From KITTI to KITT delivers training data for Level-5 automated vehicles

No one can have missed the rise to power of artificial intelligence in the last couple of years and in particular the huge strides made in machine learning. The impact of this is being felt across many different industries, but perhaps none more-so than the automotive sector. OK, this is a cliche, but I was a huge fan of Knight Rider in my younger days (some time ago now!). KITT (Knight Industries Two Thousand) was the stuff of science fiction, a cool Pontiac Firebird with its wonderfully British butler-like AI personality and self-driving capabilities (and of course the awesome strobing red light on the front). It seems now that we can see a path to all of us having access to a KITT, although less likely that we’ll own our own and more likely our mobility will be delivered as a service, scheduled intelligently, operated autonomously, freeing us to focus on other activities during our daily commutes or the journeys to that meeting across the city or to drop the kids to their play-dates.

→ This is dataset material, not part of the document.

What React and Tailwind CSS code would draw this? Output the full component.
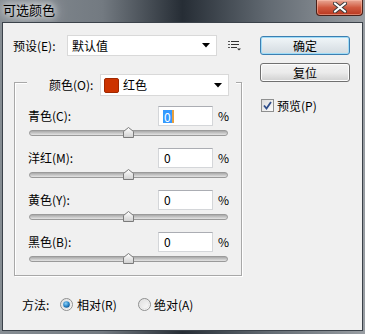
const cjk = "font-['Microsoft_YaHei','Noto_Sans_CJK_SC',sans-serif]";

const Arrow = () => (
  <svg width="8" height="5" viewBox="0 0 8 5" className="shrink-0">
    <path d="M0 0h8L4 4.5z" fill="#000" />
  </svg>
);

const Slider = () => (
  <div className="relative h-[14px] ml-[14px] w-[199px]">
    <div className="absolute left-0 right-0 top-[4px] h-[6px] rounded-full border border-[#9a9a9a] bg-gradient-to-b from-[#a9a9a9] to-[#e4e4e4]" />
    <svg width="11" height="11" viewBox="0 0 11 11" className="absolute left-[94px] top-[1px]">
      <defs>
        <linearGradient id="thumb" x1="0" y1="0" x2="0" y2="1">
          <stop offset="0" stopColor="#ffffff" />
          <stop offset="1" stopColor="#cfcfcf" />
        </linearGradient>
      </defs>
      <path d="M5.5 0.5L10.5 4.5V10.5H0.5V4.5Z" fill="url(#thumb)" stroke="#7b7b7b" />
    </svg>
  </div>
);

const Row = ({ label, selected }) => (
  <div className="flex flex-col">
    <div className="flex items-center h-[20px] pl-[13px]">
      <span className="w-[130px] text-[12px]">{label}</span>
      <div className="w-[55px] h-[20px] bg-white border border-[#d4d6d9] border-t-[#abadb3] flex items-center pl-[4px] text-[12px]">
        {selected ? (
          <span className="bg-[#3399ff] text-white leading-[13px] px-[1px] border-r-2 border-[#e8a040]">0</span>
        ) : (
          <span className="pl-[1px]">0</span>
        )}
      </div>
      <span className="ml-[5px] text-[12px]">%</span>
    </div>
    <Slider />
  </div>
);

const Radio = ({ checked }) => (
  <svg width="13" height="13" viewBox="0 0 13 13" className="shrink-0">
    <defs>
      <linearGradient id="rb" x1="0" y1="0" x2="1" y2="1">
        <stop offset="0" stopColor="#dcdcdc" />
        <stop offset="1" stopColor="#ffffff" />
      </linearGradient>
      <radialGradient id="rd" cx="0.4" cy="0.35" r="0.7">
        <stop offset="0" stopColor="#8fd2f7" />
        <stop offset="0.6" stopColor="#2a86c8" />
        <stop offset="1" stopColor="#0d4f8c" />
      </radialGradient>
    </defs>
    <circle cx="6.5" cy="6.5" r="6" fill="url(#rb)" stroke="#8e8f8f" />
    <circle cx="6.5" cy="6.5" r="4.3" fill="none" stroke="#e6e6e6" />
    {checked && <circle cx="6.5" cy="6.5" r="3.3" fill="url(#rd)" />}
  </svg>
);

export default function App() {
  return (
    <div className={`w-[365px] h-[334px] flex flex-col bg-[linear-gradient(to_right,#868d93_0%,#737a81_28%,#262d35_50%,#636b73_74%,#999ea3_100%)] ${cjk} text-black`}>
      {/* title bar */}
      <div className="h-[22px] flex items-start justify-between shrink-0">
        <span className="ml-[3px] mt-[2px] text-[13px] leading-[16px] text-black [text-shadow:0_0_6px_#ffffff,0_0_12px_#ffffff,0_0_16px_#d8dbde]">可选颜色</span>
        <div className="mr-[2px] w-[47px] h-[16px] rounded-b-[4px] border border-t-0 border-[#4a2018] bg-gradient-to-b from-[#e8a896] via-[#d05a40] to-[#b8361e] flex items-center justify-center shadow-[inset_0_0_0_1px_rgba(255,200,180,0.5)]">
          <svg width="14" height="11" viewBox="0 0 14 11">
            <path d="M2 1.5L12 9.5M12 1.5L2 9.5" stroke="#3a3a3a" strokeWidth="4" strokeLinecap="round" />
            <path d="M2 1.5L12 9.5M12 1.5L2 9.5" stroke="#ffffff" strokeWidth="2.2" strokeLinecap="round" />
          </svg>
        </div>
      </div>

      {/* client area */}
      <div className="flex-1 ml-[2px] mr-[2px] mb-[3px] border border-[#3b424a] bg-[#f0f0f0] flex">
        {/* left column */}
        <div className="w-[240px] pl-[10px] pt-[12px] flex flex-col">
          <div className="flex items-center h-[21px]">
            <span className="w-[54px] text-[12px]">预设(E):</span>
            <div className="w-[150px] h-[21px] bg-white border border-[#d9d9d9] flex items-center justify-between pl-[4px] pr-[6px] text-[12px]">
              <span>默认值</span>
              <Arrow />
            </div>
            <svg width="13" height="11" viewBox="0 0 13 11" className="ml-[11px]">
              <path d="M0 1.5h2M0 4.5h2M0 7.5h2" stroke="#555" strokeWidth="1" />
              <path d="M3 1.5h8M3 4.5h8M3 7.5h6" stroke="#333" strokeWidth="1" />
              <path d="M9 8.5h4L11 10.5z" fill="#333" />
            </svg>
          </div>

          {/* group box */}
          <div className="mt-[26px] ml-[1px] w-[228px] border border-[#a8a8a8] shadow-[1px_1px_0_#ffffff,inset_1px_1px_0_#ffffff] flex flex-col pb-[9px]">
            <div className="-mt-[9px] ml-[12px] w-[209px] h-[22px] bg-[#f0f0f0] flex items-center pl-[22px]">
              <span className="w-[51px] text-[12px]">颜色(O):</span>
              <div className="w-[129px] h-[22px] bg-white border border-[#d9d9d9] flex items-center pl-[3px] pr-[6px] text-[12px]">
                <span className="w-[15px] h-[15px] rounded-[2px] bg-[#cc3300] border border-[#a02800] mr-[4px]" />
                <span className="flex-1">红色</span>
                <Arrow />
              </div>
            </div>
            <div className="mt-[10px] flex flex-col gap-[8px]">
              <Row label="青色(C):" selected />
              <Row label="洋红(M):" />
              <Row label="黄色(Y):" />
              <Row label="黑色(B):" />
            </div>
          </div>

          {/* method */}
          <div className="mt-[20px] ml-[9px] flex items-center h-[17px] text-[12px]">
            <span className="w-[38px]">方法:</span>
            <Radio checked />
            <span className="ml-[4px] w-[61px]">相对(R)</span>
            <Radio />
            <span className="ml-[3px]">绝对(A)</span>
          </div>
        </div>

        {/* right column */}
        <div className="ml-[17px] pt-[13px] w-[90px] flex flex-col text-[12px]">
          <button className="h-[19px] rounded-[3px] border border-[#3c7fb1] bg-gradient-to-b from-[#f1f6f9] to-[#d3dbe0] shadow-[inset_0_0_0_1px_#9fdcf7] flex items-center justify-center leading-none">
            确定
          </button>
          <button className="mt-[8px] h-[19px] rounded-[3px] border border-[#707070] bg-gradient-to-b from-[#f2f2f2] via-[#ebebeb] to-[#d0d0d0] shadow-[inset_0_0_0_1px_#fcfcfc] flex items-center justify-center leading-none">
            复位
          </button>
          <div className="mt-[17px] ml-[1px] flex items-center h-[13px]">
            <div className="w-[13px] h-[13px] border border-[#8e8f8f] bg-gradient-to-br from-[#dcdcdc] to-[#fbfbfb] flex items-center justify-center">
              <svg width="9" height="9" viewBox="0 0 9 9">
                <path d="M1 4.5L3.5 7.5L8 1" fill="none" stroke="#2e4d8a" strokeWidth="1.8" />
              </svg>
            </div>
            <span className="ml-[3px]">预览(P)</span>
          </div>
        </div>
      </div>
    </div>
  );
}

Progress in deep learning in the past decade has been driven by the combined forces of availability of sufficiently powerful hardware and on-tap cloud computation, the availability of great frameworks like Tensorflow and Caffe and availability of lots and lots of training data. At the heart of autonomous driving systems are sensor sub-systems that can build a model of the environment immediately surrounding the vehicle. This model includes the terrain, road-markings, surface and weather conditions, locations of other vehicles, pedestrians and other road users. The data used to build this model comes from banks of different sensors, utilising laser scanning or LIDAR, stereo video capture, radar, with all this data being combined in a sensory soup and fed to the deep learning systems to identify the various entities around the vehicle. The task of identification is non-trivial to say the least, but with advances in convolutional neural networks (CNNs), deep learning systems can now be built that can do a very reliable job of figuring out that a clump of pixels is, in fact, a small dog running out onto the road, or a cluster of 3D points matches the shape of a pedestrian pushing a pram. In fact these CNNs are often better than a human observer at recognition.

That’s the good news. However, to be this good, the neural networks need to be trained with vast quantities of ground truth training data. A visual system needs to be able to recognise a pedestrian in different weather conditions, with different clothing, of varying ages, from any angle, moving in lots of different ways, from fully un-occluded to nearly totally hidden behind another part of the scene. It does this using the unfeasible power of deep learning networks to generalise but also building on a vast set of training examples sufficiently covering all the myriad circumstances that the vehicle might encounter on a journey. Today, most of this ground truth data is taken from the real-world, photos and movies captured from fleets of vehicles making many many journeys through the roads and streets of the world. These photos and videos are annotated by hand, using armies of human labellers, meticulously identifying the different items visible, so that these can be present to the machine learning systems en-masse during training. Assuming enough of these examples are presented, we expect that the systems will learn and can subsequently reliably identify these things the real-world as they are encountered.

On the road to Level 5 automation (where a vehicle is expected to be fully autonomous, requiring no intervention by a human driver, in any driving circumstance) a lot of training data is required. How much is an unknown question, but most of the manufacturers in the transport space are now actively gathering training data by deploying fleets of vehicles equipped with LIDAR and camera arrays and acquiring and storing petabytes of data recordings to be used in the training of future vision systems.

You might well imagine that requiring humans in the loop for this labelling task (to create the ground truth data) is a bottleneck, and you’d be right. This is why we recently announced an investment in a great team in Karlsruhe, Germany, called / @understanddotai. The team, led by founders Marc and Philip, has its roots in the Karlsruhe Institute of Technology (KIT). KIT is a leading centre of research in autonomous vehicles and created one of the original open source autonomous vehicle training data sets, the famous KITTI data-set. What Marc, Phillip and team recognised was that the task of labelling could be significantly optimised through automation and they set out to build a new pipeline approach to data labelling, using custom deep learning models and very cool proprietary vision algorithms, to reduce by orders of magnitude the number of human labellers required, and ultimately to fully automate many aspects of this pipeline. We believe that only through automation can we build the repositories of training data required to deliver the vision systems for level 5 self-driving vehicles. The team is already working with many of the world’s top manufacturers and with this investment, led by our good friends in LEA Partners in Karlsruhe, we hope to help the team in to enable my dream of one day having my very own KITT. No pressure, Marc and Philip!